Farming country, deep in the rural north east of Scotland was where James Alexander grew up. Born in 1955 at Hillhead- his parent’s farm, he was surrounded by music from the start. His mother, father and brother were all musical, he cites hearing his mum play the harmonium at the local Sunday school as one of his earliest musical memories.
Young James started playing aged eight. With such a musically rich home life there was no way he wouldn’t. His mum wrote to the school to seek out a fiddle instructor and in 1963, he started learning with Steven Merson of Buckie, who’d teach him until he left school a decade later.
His home area is well known for its traditions of music, song and language. The cultural soil was rich and fertile. But this was never the subject of his lessons. He says: “The particular teacher didn’t really like teaching Scottish music. In fact, he had a certain idea that maybe playing Scottish traditional music was bad for the technique and tried to sort of channel us away from that”.
The music was readily available though: In the community, in books, on the radio and television. The remnants of the bothy tradition existed on the farms that surrounded Hillhead, and through these he was able to find a way to the tradition, recollecting: “There was a farm down the road where there was still a kind of bothy tradition, and one of the guys there played the accordion and again that’s another thing that got me playing Scottish music”.
A passion was ignited. His studies of classical music continued, but at the same time he started attending festivals and competitions in surrounding Banchory, Kirriemuir and Elgin. There, performing and competing, he was immersed.
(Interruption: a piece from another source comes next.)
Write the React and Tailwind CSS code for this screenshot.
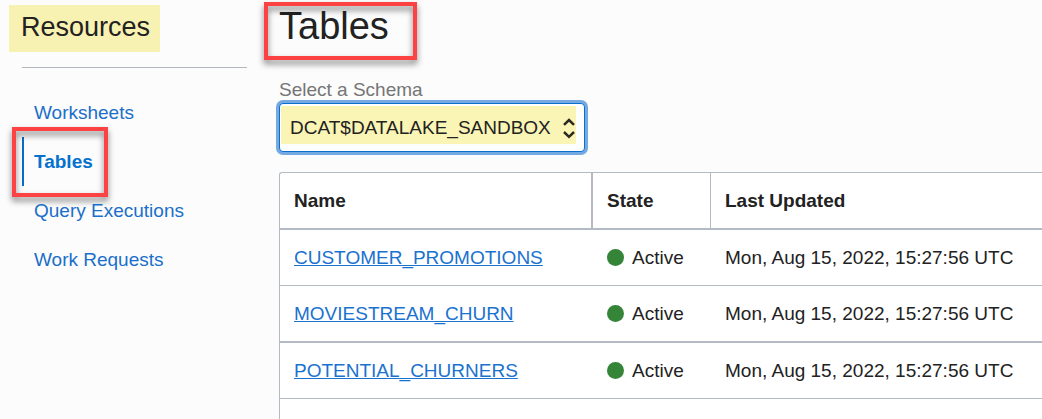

Leaving school he continued his classical studies, completing a diploma with Trinity College. After a stint at the farming, he took what was supposed to be a six month post as a string instructor with the Grampian council. What transpired has been far from temporary. Over the intervening forty years, James Alexander developed a far reaching and far ranging involvement in the Scottish music scene, doing much to cultivate and nurture the tradition of his North-East home, not only as a performer but also an organiser, enabler and teacher. He was recognised for his great contributions to traditional music in 2011 when he received an MBE.
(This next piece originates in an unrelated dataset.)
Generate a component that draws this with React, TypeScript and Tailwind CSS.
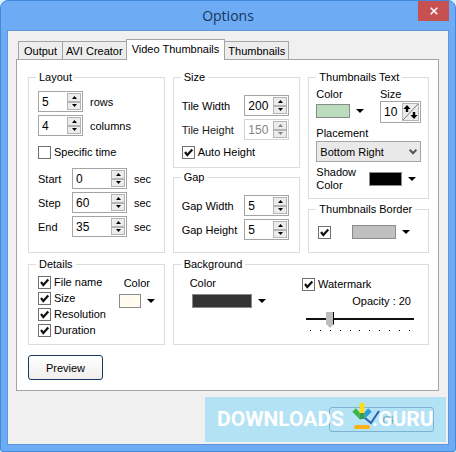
import React, { useId, useState } from "react";

const TABS = ["Output", "AVI Creator", "Video Thumbnails", "Thumbnails"];
const DETAILS = ["File name", "Size", "Resolution", "Duration"];
const TICKS = Array.from({ length: 11 }, (_, i) => i);

type GroupProps = {
  title: string;
  className?: string;
  bodyClass: string;
  children: React.ReactNode;
};

const Group: React.FC<GroupProps> = ({
  title,
  className = "",
  bodyClass,
  children,
}) => (
  <fieldset className={`min-w-0 border border-[#dcdcdc] ${className}`}>
    <legend className="ml-[7px] px-[3px] leading-[14px] whitespace-nowrap">
      {title}
    </legend>
    <div className={bodyClass}>{children}</div>
  </fieldset>
);

type SpinnerProps = {
  id: string;
  initial: number;
  wide?: boolean;
  disabled?: boolean;
};

const Spinner: React.FC<SpinnerProps> = ({ id, initial, wide, disabled }) => {
  const [value, setValue] = useState(initial);
  const buttonClass =
    "flex flex-1 items-center justify-center border border-[#b4b4b4] bg-[#ececec]";

  return (
    <div
      className={`flex h-[21px] shrink-0 border p-px ${
        wide ? "w-[55px]" : "w-[45px]"
      } ${
        disabled
          ? "border-[#d4d4d4] text-[#858585]"
          : "border-[#a5a5a5] text-black"
      }`}
    >
      <input
        id={id}
        type="text"
        inputMode="numeric"
        disabled={disabled}
        value={value}
        onChange={(e) => setValue(Number(e.target.value) || 0)}
        className="w-0 min-w-0 flex-1 bg-transparent pl-[2px] text-[12px] outline-none"
      />
      <div className="flex w-[14px] flex-col">
        <button
          type="button"
          aria-label="Increase"
          disabled={disabled}
          onClick={() => setValue(value + 1)}
          className={buttonClass}
        >
          <svg viewBox="0 0 5 3" className="h-[3px] w-[5px]" fill="currentColor">
            <path d="M0 3L2.5 0L5 3Z" />
          </svg>
        </button>
        <button
          type="button"
          aria-label="Decrease"
          disabled={disabled}
          onClick={() => setValue(value - 1)}
          className={buttonClass}
        >
          <svg viewBox="0 0 5 3" className="h-[3px] w-[5px]" fill="currentColor">
            <path d="M0 0L2.5 3L5 0Z" />
          </svg>
        </button>
      </div>
    </div>
  );
};

type CheckProps = {
  label: string;
  hideLabel?: boolean;
  initial?: boolean;
};

const Check: React.FC<CheckProps> = ({ label, hideLabel, initial = false }) => {
  const id = useId();
  const [checked, setChecked] = useState(initial);

  return (
    <div className="flex items-center gap-[3px]">
      <span className="grid size-[13px] shrink-0">
        <input
          id={id}
          type="checkbox"
          checked={checked}
          aria-label={hideLabel ? label : undefined}
          onChange={(e) => setChecked(e.target.checked)}
          className="size-[13px] appearance-none border border-[#707070] bg-white [grid-area:1/1]"
        />
        {checked && (
          <svg
            viewBox="0 0 13 13"
            className="pointer-events-none size-[13px] [grid-area:1/1]"
            fill="none"
            stroke="#111"
            strokeWidth="2.2"
          >
            <path d="M3 6L5.3 9L10.3 3.5" />
          </svg>
        )}
      </span>
      {!hideLabel && (
        <label htmlFor={id} className="whitespace-nowrap">
          {label}
        </label>
      )}
    </div>
  );
};

const ColorPicker: React.FC<{ label: string; swatch: string }> = ({
  label,
  swatch,
}) => (
  <button type="button" aria-label={label} className="flex items-center gap-[6px]">
    <span className={`h-[14px] border border-[#8a8a8a] ${swatch}`} />
    <svg viewBox="0 0 8 4" className="h-1 w-2">
      <path d="M0 0H8L4 4Z" />
    </svg>
  </button>
);

const App: React.FC = () => {
  const [tab, setTab] = useState("Video Thumbnails");
  const [placement, setPlacement] = useState("Bottom Right");
  const [fontSize, setFontSize] = useState(10);
  const [opacity, setOpacity] = useState(20);

  return (
    <div className="min-h-screen bg-[#d9f0fb] font-['Liberation_Sans',Arial,sans-serif] text-[11px] leading-[14px] text-black">
      <div className="flex min-h-screen flex-col rounded-t-lg rounded-b-[3px] border border-[#4289dc] bg-[#6dabf4] px-[6px] pb-[6px]">
        {/* title bar */}
        <header className="relative flex h-[29px] items-center justify-center">
          <h1 className="font-['Open_Sans',sans-serif] text-[14px] leading-5 text-[#16365c]">
            Options
          </h1>
          <button
            type="button"
            aria-label="Close"
            className="absolute top-0 right-0 flex h-5 w-[31px] items-center justify-center bg-[#c75050]"
          >
            <svg
              viewBox="0 0 8 8"
              className="size-2"
              fill="none"
              stroke="#fff"
              strokeWidth="1.6"
            >
              <path d="M0.7 0.7L7.3 7.3M7.3 0.7L0.7 7.3" />
            </svg>
          </button>
        </header>

        <main className="relative flex flex-1 flex-col border border-[#5d97d8] bg-[#f0f0f0] px-2 pt-2">
          {/* tabs */}
          <div role="tablist" className="z-10 -mb-px flex items-end px-[2px]">
            {TABS.map((name) => (
              <button
                key={name}
                type="button"
                role="tab"
                aria-selected={tab === name}
                onClick={() => setTab(name)}
                className={
                  tab === name
                    ? "h-[21px] border border-b-0 border-[#a5a5a5] bg-white px-[5px] pb-[3px]"
                    : "-mr-px h-[19px] min-w-[45px] border border-[#a5a5a5] bg-[#ededed] px-[3px] nth-4:-ml-px"
                }
              >
                {name}
              </button>
            ))}
          </div>

          <div className="mr-[1px] border border-[#a5a5a5] bg-white py-[10px] pr-[9px] pl-[11px]">
            <div className="grid grid-cols-[137fr_128fr_121fr] gap-x-2 gap-y-1">
              <Group title="Layout" bodyClass="px-[9px] pt-[7px]">
                <div className="flex flex-col gap-[3px]">
                  <div className="flex items-center gap-[7px]">
                    <Spinner id="rows" initial={5} />
                    <label htmlFor="rows">rows</label>
                  </div>
                  <div className="flex items-center gap-[7px]">
                    <Spinner id="columns" initial={4} />
                    <label htmlFor="columns">columns</label>
                  </div>
                </div>
                <div className="my-[9px]">
                  <Check label="Specific time" />
                </div>
                <div className="flex flex-col gap-[3px]">
                  <div className="flex items-center">
                    <label htmlFor="start" className="w-[34px]">Start</label>
                    <Spinner id="start" initial={0} wide />
                    <span className="ml-[7px]">sec</span>
                  </div>
                  <div className="flex items-center">
                    <label htmlFor="step" className="w-[34px]">Step</label>
                    <Spinner id="step" initial={60} wide />
                    <span className="ml-[7px]">sec</span>
                  </div>
                  <div className="flex items-center">
                    <label htmlFor="end" className="w-[34px]">End</label>
                    <Spinner id="end" initial={35} wide />
                    <span className="ml-[7px]">sec</span>
                  </div>
                </div>
              </Group>

              <div className="flex flex-col gap-0.5">
                <Group title="Size" bodyClass="px-2 pt-[11px] pb-2">
                  <div className="flex flex-col gap-[3px] pr-[2px]">
                    <div className="flex items-center justify-between">
                      <label htmlFor="tile-width">Tile Width</label>
                      <Spinner id="tile-width" initial={200} />
                    </div>
                    <div className="flex items-center justify-between">
                      <label htmlFor="tile-height" className="text-[#222]">
                        Tile Height
                      </label>
                      <Spinner id="tile-height" initial={150} disabled />
                    </div>
                  </div>
                  <div className="mt-[5px]">
                    <Check label="Auto Height" initial />
                  </div>
                </Group>
                <Group title="Gap" className="flex-1" bodyClass="px-2 pt-[11px] pb-3">
                  <div className="flex flex-col gap-[3px] pr-[2px]">
                    <div className="flex items-center justify-between">
                      <label htmlFor="gap-width">Gap Width</label>
                      <Spinner id="gap-width" initial={5} />
                    </div>
                    <div className="flex items-center justify-between">
                      <label htmlFor="gap-height">Gap Height</label>
                      <Spinner id="gap-height" initial={5} />
                    </div>
                  </div>
                </Group>
              </div>

              <div className="flex flex-col gap-[3px]">
                <Group
                  title="Thumbnails Text"
                  bodyClass="px-[7px] pt-[3px] pb-[6px]"
                >
                  <div className="flex justify-between">
                    <div>
                      <div className="mb-[3px]">Color</div>
                      <ColorPicker label="Text color" swatch="w-[34px] bg-[#bcdcbe]" />
                    </div>
                    <div>
                      <label htmlFor="font-size" className="block">Size</label>
                      <div className="flex h-[22px] w-[41px] border border-[#a5a5a5] p-px">
                        <input
                          id="font-size"
                          type="text"
                          inputMode="numeric"
                          value={fontSize}
                          onChange={(e) => setFontSize(Number(e.target.value) || 0)}
                          className="w-0 min-w-0 flex-1 pl-[2px] text-[12px] outline-none"
                        />
                        <button
                          type="button"
                          aria-label="Change size"
                          onClick={() => setFontSize(fontSize + 1)}
                          className="w-[17px] border border-[#b4b4b4] bg-[#ececec]"
                        >
                          <svg viewBox="0 0 15 16" className="h-4 w-[15px]">
                            <path d="M0 16L15 0" stroke="#777" />
                            <path d="M4 1L7.5 5H5.2V8H2.8V5H0.5ZM11 15L14.5 11H12.2V8H9.8V11H7.5Z" />
                          </svg>
                        </button>
                      </div>
                    </div>
                  </div>
                  <label htmlFor="placement" className="mt-[3px] block">
                    Placement
                  </label>
                  <div className="mt-px grid items-center">
                    <select
                      id="placement"
                      value={placement}
                      onChange={(e) => setPlacement(e.target.value)}
                      className="h-[21px] w-full appearance-none border border-[#a5a5a5] bg-[#e9e9e9] pl-[3px] [grid-area:1/1]"
                    >
                      <option>Bottom Right</option>
                      <option>Bottom Left</option>
                      <option>Top Right</option>
                      <option>Top Left</option>
                    </select>
                    <svg
                      viewBox="0 0 8 6"
                      className="pointer-events-none mr-1 h-[6px] w-2 justify-self-end [grid-area:1/1]"
                      fill="none"
                      stroke="#555"
                      strokeWidth="2"
                    >
                      <path d="M0.7 0.7L4 4.3L7.3 0.7" />
                    </svg>
                  </div>
                  <div className="mt-1 flex items-center justify-between pr-[5px] leading-[13px]">
                    <div className="w-10">Shadow Color</div>
                    <ColorPicker label="Shadow color" swatch="w-[33px] bg-black" />
                  </div>
                </Group>
                <Group
                  title="Thumbnails Border"
                  className="flex-1"
                  bodyClass="px-[9px] pt-[9px]"
                >
                  <div className="flex items-center gap-[21px]">
                    <Check label="Show border" hideLabel initial />
                    <ColorPicker label="Border color" swatch="w-11 bg-[#c0c0c0]" />
                  </div>
                </Group>
              </div>

              <Group title="Details" className="h-[88px]" bodyClass="px-[9px] pt-1">
                <div className="flex justify-between">
                  <div className="flex flex-col gap-[2px]">
                    {DETAILS.map((name) => (
                      <Check key={name} label={name} initial />
                    ))}
                  </div>
                  <div className="pt-px">
                    <div className="mb-1 pl-[5px]">Color</div>
                    <ColorPicker label="Details color" swatch="w-[22px] bg-[#fffbef]" />
                  </div>
                </div>
              </Group>

              <Group
                title="Background"
                className="col-span-2"
                bodyClass="px-[14px] pt-[5px]"
              >
                <div className="flex justify-between">
                  <div>
                    <div className="mb-1 pl-[2px]">Color</div>
                    <div className="pl-1">
                      <ColorPicker label="Background color" swatch="w-[60px] bg-[#333]" />
                    </div>
                  </div>
                  <div className="flex w-[112px] flex-col pt-px">
                    <Check label="Watermark" initial />
                    <label htmlFor="opacity" className="mt-[3px] pr-[3px] text-right">
                      Opacity : {opacity}
                    </label>
                    <input
                      id="opacity"
                      type="range"
                      min={0}
                      max={100}
                      step={10}
                      value={opacity}
                      onChange={(e) => setOpacity(Number(e.target.value))}
                      className="mt-1 ml-1 h-4 w-[108px] appearance-none bg-[linear-gradient(#111,#111)] bg-size-[100%_2px] bg-position-[0_6px] bg-no-repeat [&::-webkit-slider-thumb]:h-4 [&::-webkit-slider-thumb]:w-2 [&::-webkit-slider-thumb]:appearance-none [&::-webkit-slider-thumb]:border-r [&::-webkit-slider-thumb]:border-black [&::-webkit-slider-thumb]:bg-[#bdbdbd] [&::-webkit-slider-thumb]:[clip-path:polygon(0_0,100%_0,100%_75%,50%_100%,0_75%)]"
                    />
                    <div className="mt-[2px] ml-1 flex justify-between px-1">
                      {TICKS.map((t) => (
                        <span key={t} className="size-px bg-black" />
                      ))}
                    </div>
                  </div>
                </div>
              </Group>
            </div>

            <button
              type="button"
              className="mt-[10px] h-[25px] w-[75px] rounded-[3px] border border-[#17375f] bg-linear-to-b from-white to-[#efeeec]"
            >
              Preview
            </button>
          </div>

          <div className="mt-4 mr-[6px] flex justify-end">
            <button
              type="button"
              className="h-[25px] w-[105px] rounded-[3px] border border-[#17375f] bg-[#f4f4f4] pl-[16px]"
            >
              Ok
            </button>
          </div>

          {/* site badge over the window */}
          <div className="absolute right-[2px] bottom-[2px] z-20 flex h-[45px] w-[241px] items-center bg-[#a0ddf7]/75 pl-3 font-['Roboto',sans-serif] text-[21px] leading-none font-bold text-white">
            <span>DOWNLOADS</span>
            <svg viewBox="0 0 28 28" className="-mr-2 mb-2 ml-2 size-7" fill="none">
              <path d="M2 8L10 16" stroke="#3bb54a" strokeWidth="5" />
              <path d="M18 8L11 15" stroke="#2a9ddb" strokeWidth="5" />
              <path d="M10 3V14" stroke="#fcdc1c" strokeWidth="5" strokeLinecap="round" />
              <path d="M10 11V17" stroke="#2f9e57" strokeWidth="5" />
              <path d="M13 16L19 21L27 9" stroke="#2c62b5" strokeWidth="2" />
              <path d="M4 25H16" stroke="#fbb016" strokeWidth="4" strokeLinecap="round" />
            </svg>
            <span>.GURU</span>
          </div>
        </main>
      </div>
    </div>
  );
};

export default App;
He is a founding member of Fochabers’ renowned festival Speyfest. Running now for over two decades, it has become one of the institutions of the Scottish festival circuit. Well known for its varied programming, the annual event sees a number of local and up and coming artists sharing the bill with some of the scene’s biggest names. Now chairman of the committee, his vision continues to be at the core of the festival’s ethos. He says: “My hope is that Speyfest will continue to encourage and promote the very best in traditional and music. We aim to be inclusive and hopefully provide something for everyone”.
Alexander’s skills and experience have been called upon to guide the flourishing of traditional culture and music in academic settings. He has an active role in the Elphinstone Institute at Aberdeen University, was an advisor in the development of the University of the Highlands and Island’s groundbreaking new Applied Music Degree, and served as syllabus coordinator and adviser to the Royal Conservatoire of Scotland’s Traditional Graded Music Exam project.
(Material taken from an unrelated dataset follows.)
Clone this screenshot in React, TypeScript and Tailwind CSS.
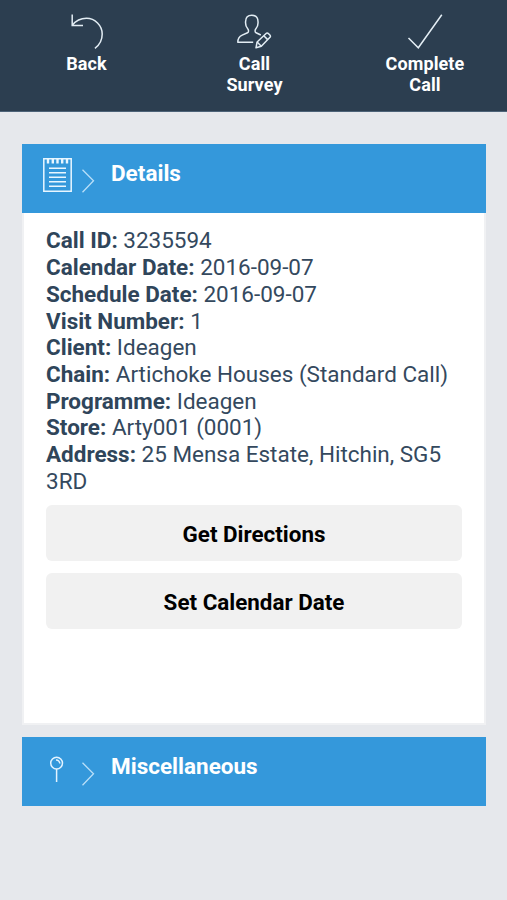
import type { ReactNode } from "react";

const details = [
  ["Call ID", "3235594"],
  ["Calendar Date", "2016-09-07"],
  ["Schedule Date", "2016-09-07"],
  ["Visit Number", "1"],
  ["Client", "Ideagen"],
  ["Chain", "Artichoke Houses (Standard Call)"],
  ["Programme", "Ideagen"],
  ["Store", "Arty001 (0001)"],
  ["Address", "25 Mensa Estate, Hitchin, SG5 3RD"],
];

function BackIcon() {
  return (
    <svg width="40" height="40" viewBox="0 0 40 40" fill="none" stroke="#e3edf4" strokeWidth="1.5" aria-hidden="true">
      <path d="M5.2 1.5V12.5H16" />
      <path d="M5.4 12.2C9 7.5 14 5.3 19.5 5.3C28 5.3 35.2 12.5 35.2 21C35.2 27.2 32.8 31.8 27.9 35.3" />
    </svg>
  );
}

function SurveyIcon() {
  return (
    <svg width="40" height="40" viewBox="0 0 40 40" fill="none" stroke="#e3edf4" strokeWidth="1.5" strokeLinejoin="round" aria-hidden="true">
      <path d="M18.2 29.3H2.8C2.8 25.3 3.7 23.6 7.2 22.1L12.5 19.8C13.9 19.1 13.8 17 12.7 15.8C10.9 13.8 10.3 12 10.6 8.5C10.7 4.3 12.6 2.3 16.8 2.3C21 2.3 22.9 4.3 23 8.5C23.3 12 22.7 13.8 20.9 15.8C19.8 17 19.7 19.1 21.1 19.8L25.8 22" />
      <path d="M21 34.8L22.1 29L31.4 20.2C32.5 19.2 36.3 22.7 35.2 24L26.3 33.2Z" />
      <path d="M22.1 29L26.3 33.2M28.8 22.7L32.7 26.6" />
    </svg>
  );
}

function CheckIcon() {
  return (
    <svg width="40" height="40" viewBox="0 0 40 40" fill="none" stroke="#e3edf4" strokeWidth="1.5" aria-hidden="true">
      <path d="M3.5 25L13.3 34.8L36.8 1.7" />
    </svg>
  );
}

function NotepadIcon() {
  return (
    <svg width="30" height="36" viewBox="0 0 30 36" fill="none" stroke="#e8f6ff" strokeWidth="1.5" aria-hidden="true">
      <path d="M0.8 1.8H28.2V34.2H0.8Z" />
      <path d="M5 1V6.5M9.8 1V6.5M14.5 1V6.5M19.2 1V6.5M24 1V6.5" strokeWidth="2.4" />
      <path d="M6 11.3H23M6 15.8H23M6 20.3H23M6 24.8H23M6 29.2H23" />
    </svg>
  );
}

function PinIcon() {
  return (
    <svg width="30" height="36" viewBox="0 0 30 36" fill="none" stroke="#e3f3ff" strokeWidth="1.5" aria-hidden="true">
      <circle cx="13.6" cy="13.1" r="5.9" />
      <path d="M13.6 19V32M13 9.9A3.6 3.6 0 0 1 16.8 13.6" />
    </svg>
  );
}

function NavButton({ icon, className, children }: { icon: ReactNode; className: string; children: ReactNode }) {
  return (
    <button type="button" className={`flex shrink-0 flex-col items-center pt-[13px] text-[18px] leading-[21px] font-bold tracking-[0.1px] text-white ${className}`}>
      {icon}
      <span>{children}</span>
    </button>
  );
}

function SectionHeader({ icon, title }: { icon: ReactNode; title: string }) {
  return (
    <button type="button" className="flex h-[69px] w-full items-start bg-[#3498db] pl-[21px] text-left text-white">
      <span className="mt-[13px]">{icon}</span>
      <svg className="mt-[25px] ml-[9px]" width="13" height="25" viewBox="0 0 13 25" fill="none" stroke="#b9dff8" strokeWidth="1.3" aria-hidden="true">
        <path d="M0.5 0.7L11.5 11.8L0.5 23.3" />
      </svg>
      <span className="mt-4 ml-4 text-[22.5px] leading-[27px] font-bold">{title}</span>
    </button>
  );
}

export default function App() {
  return (
    <div className="min-h-[900px] w-full bg-[#e6e8ec] font-['Roboto',sans-serif]">
      <header className="flex h-28 border-b border-[#4d6378] bg-[#2c3e50]">
        <NavButton icon={<BackIcon />} className="w-[173px]">Back</NavButton>
        <NavButton icon={<SurveyIcon />} className="w-[163px]">Call<br />Survey</NavButton>
        <NavButton icon={<CheckIcon />} className="w-[171px] pl-[7px]">Complete<br />Call</NavButton>
      </header>

      <main className="pt-8 pr-[21px] pl-[22px]">
        <section>
          <SectionHeader icon={<NotepadIcon />} title="Details" />
          <div className="h-[512px] border-2 border-t-0 border-[#f0f1f3] bg-white px-[22px] pt-[14.4px]">
            <div className="text-[22.48px] leading-[26.7px] text-[#34495e]">
              {details.map(([label, value]) => (
                <p key={label}>
                  <b className="text-[#2f455a]">{label}:</b> {value}
                </p>
              ))}
            </div>
            <div className="mt-[10.6px] flex flex-col gap-3 text-[22.4px] font-bold text-black">
              <button type="button" className="h-14 rounded-md bg-[#f1f1f1] pt-[3px]">Get Directions</button>
              <button type="button" className="h-14 rounded-md bg-[#f1f1f1] pt-[3px]">Set Calendar Date</button>
            </div>
          </div>
        </section>

        <section className="mt-3">
          <SectionHeader icon={<PinIcon />} title="Miscellaneous" />
        </section>
      </main>
    </div>
  );
}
In 1980, he set up the Fochabers Fiddlers. The group of around thirty five, all students of Milne’s High School, was created to encourage young musicians to play and take interest in their home traditions. A group like this certainly didn’t exist when he was attending the school years previously. His aim has certainly been successful. Now, twenty seven years later, the group have released five CDs, toured in Germany and America, as well as across the UK, at venues including the Royal Albert Hall. Indeed, at Speyfest this year members past and present filled the stage, representing an age difference of nearly 30 years.
Mhairi Marwick, professional musician from Fochabers and former member of the Fochaber’s Fiddlers said this about her former teacher: “James has been and continues to be a huge inspiration and friend to all that know him. His dedication to music in young people is astounding. Everyone who knows James or has been taught by him has immense respect and admiration for all that he does. The Fochabers Fiddlers has encouraged hundreds of young people to play fiddle throughout his years of teaching and offered so many amazing opportunities. He has given generations of people the gift of music in their lives -it’s a gift that keeps on giving”.